The first commercial carbon removal plant, where CO2 is sucked out of the air and stored underground, is in a remote part of Iceland, nowhere near a city. It’s a massive industrial operation. But the carbon-capturing technology doesn’t need to be sequestered to the middle of nowhere: It could also be incorporated into neighborhoods—something that might help build community support for the larger build-out of industrial plants that will likely be needed to help tackle the climate crisis. By the middle of the century, thousands of large direct air-capture plants may be needed globally to pull emissions from the atmosphere at the same time as the economy decarbonizes.
In new renderings, Carbon180, a nonprofit focused on carbon removal, imagines how the technology could be added to local parks or apartment buildings or grocery stores. “When we think about direct air capture today . . . we think of these very large-scale industrial facilities, which we know are going to be necessary in order to meet the scale of the climate crisis and to meet our carbon removal goals,” says Giana Amador, cofounder and policy director of Carbon180. “But we also think there’s a role for smaller-scale innovative projects that are integrated into communities.”
The technology can be used anywhere on the planet, since it pulls carbon directly from the air, and the air everywhere is full of carbon. Because of the logistics of moving CO2 around, many plants will be located next to the places where the carbon can be stored—for example, at an old oil well, where it can be pumped underground into rock formations. Because the technology uses a lot of energy, it also makes sense to put it next to cheap renewable sources (at the recently-built plant in Iceland, the process runs on geothermal energy). In other cases, it could be built next to factories that could use the CO2, instead of fossil fuels, to make new materials.
A distributed network of direct air-capture tech in a city wouldn’t be as practical if the CO2 can’t be used onsite. Still, Amador says, neighborhood plants could help people become comfortable with unfamiliar technology. The nonprofit considered how the equipment, which uses large fans to pull air into filters that extract the CO2, could be added to a neighborhood park, for example, or built into a grocery store running on rooftop solar power. In an apartment building, the technology could be added into the building’s heating and ventilation system to filter CO2 out of the indoor air, helping to improve indoor air quality. Captured CO2 could potentially be used in an on-site greenhouse to grow local food.
The direct air-capture industry hasn’t yet done enough to engage with community groups who have concerns about new industrial sites. “I think a lot of the concern comes down to the fact that direct air capture is a fairly nascent technology,” Amador says, “which means we have a lot of open questions about how this technology impacts local communities. Right now, across the globe, there are about a dozen direct air-capture facilities, and altogether they’re capturing on the order of 10,000 tons of CO2. And it’s a big jump to move from that in these sort of very remote places like Iceland, where you’re at a research facility, to thinking about how these might actually be sited on the gigaton scale across the entire United States.” Smaller urban projects could help build public trust. Community members can help shape design decisions, choices about land use, and the benefits that new projects can bring, including new jobs.
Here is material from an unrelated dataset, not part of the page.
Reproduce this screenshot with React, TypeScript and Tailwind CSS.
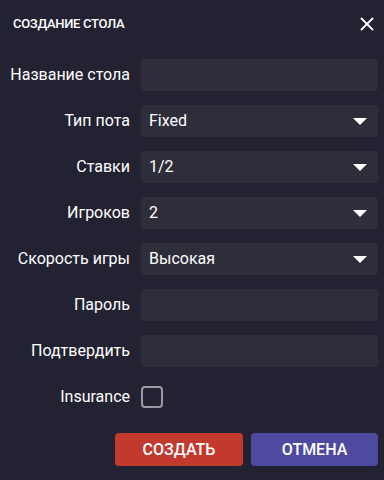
import { X } from 'lucide-react'

const font = { fontFamily: 'Roboto, "Liberation Sans", sans-serif' }

function Caret() {
  return (
    <svg width="14" height="7" viewBox="0 0 14 7" className="shrink-0">
      <path d="M0 0h14L7 7z" fill="#ffffff" />
    </svg>
  )
}

function Row({ label, children }: { label: string; children?: React.ReactNode }) {
  return (
    <div className="flex items-center h-8">
      <div className="w-[130px] shrink-0 text-right text-[16px] text-white">{label}</div>
      <div className="ml-[11px] flex-1">{children}</div>
    </div>
  )
}

function TextField() {
  return <div className="h-8 rounded bg-[#2e2d3a]" />
}

function Select({ value }: { value: string }) {
  return (
    <div className="h-8 rounded bg-[#2e2d3a] flex items-center justify-between pl-[8px] pr-[11px] text-[16px] text-white">
      <span>{value}</span>
      <Caret />
    </div>
  )
}

export default function App() {
  return (
    <div className="w-[384px] h-[480px] bg-[#232232] text-white" style={font}>
      <div className="h-[48px] flex items-center justify-between pl-[13px] pr-[6px]">
        <span className="text-[13px] font-medium tracking-[-0.3px]">СОЗДАНИЕ СТОЛА</span>
        <X size={22} strokeWidth={2} className="text-white" />
      </div>
      <div className="flex flex-col gap-[14px] pr-[6px] pt-[11px]">
        <Row label="Название стола">
          <TextField />
        </Row>
        <Row label="Тип пота">
          <Select value="Fixed" />
        </Row>
        <Row label="Ставки">
          <Select value="1/2" />
        </Row>
        <Row label="Игроков">
          <Select value="2" />
        </Row>
        <Row label="Скорость игры">
          <Select value="Высокая" />
        </Row>
        <Row label="Пароль">
          <TextField />
        </Row>
        <Row label="Подтвердить">
          <TextField />
        </Row>
        <Row label="Insurance">
          <div className="w-[22px] h-[22px] rounded-[4px] border-2 border-[#9a9aa4]" />
        </Row>
      </div>
      <div className="flex justify-end gap-[8px] pr-[6px] mt-[20px]">
        <button className="w-[128px] h-[33px] rounded bg-[#c23a2e] text-[16px] font-medium">СОЗДАТЬ</button>
        <button className="w-[127px] h-[33px] rounded bg-[#4e4aa0] text-[16px] font-medium">ОТМЕНА</button>
      </div>
    </div>
  )
}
Better policy can help communities have more of a voice, says Amador. The new infrastructure bill has billions in funding for new direct air-capture projects. “The federal government can take into account community engagement and these community benefits when they’re selecting projects,” she says. “I think by doing so, we can really not just create high quality direct air-capture projects and direct air-capture hubs, but really propel the field forward and move a lot faster.”